As mentioned, No. 8 uses a later version, but again the impetus for Coviello to continue this series based on this first recording is here for all to hear, and the piece receives a dynamite reading, though no one will want to dispense with Karajan’s classic DGG recording. Finally, No. 9 is mystical, solidly effusive, and boldly demonstrative in its first three movements. Yes, I said “first three” because Bosch has elected to give us all the latest and greatest in terms of Brucknerian scholarship and provide us with a reconstructed fourth movement. There are large chunks of this piece that the composer really finished, and he was not happy about the idea of the work being performed in only three movements. His idea however, in case he did not finish it, was to perform the Te Deum as the last movement, which is rarely done these days, and the torso version has achieved canonical status.
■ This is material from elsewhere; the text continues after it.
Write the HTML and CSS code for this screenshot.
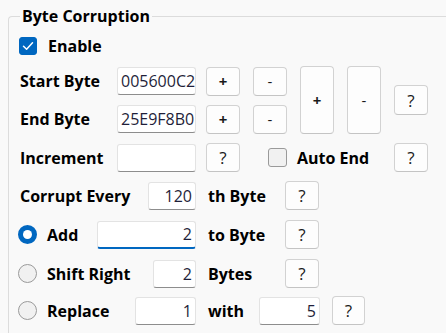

Hearing this completion is not inspiring—it sounds like Bruckner in terms of actual sound, but the piece is bad Bruckner as heard here, and certainly not up to the inspiration of the first three movements in this current incarnation. Perhaps this will change in the future and someone will be able to pull it off, but that time is not now. Thanks goodness for stop buttons, the best way to end an otherwise fine performance of this work.

All in all this is a creditable addition to the catalog in general and specifically because we now get the glorious cathedral mass of Brucknerian sound in SACD. Nicely done!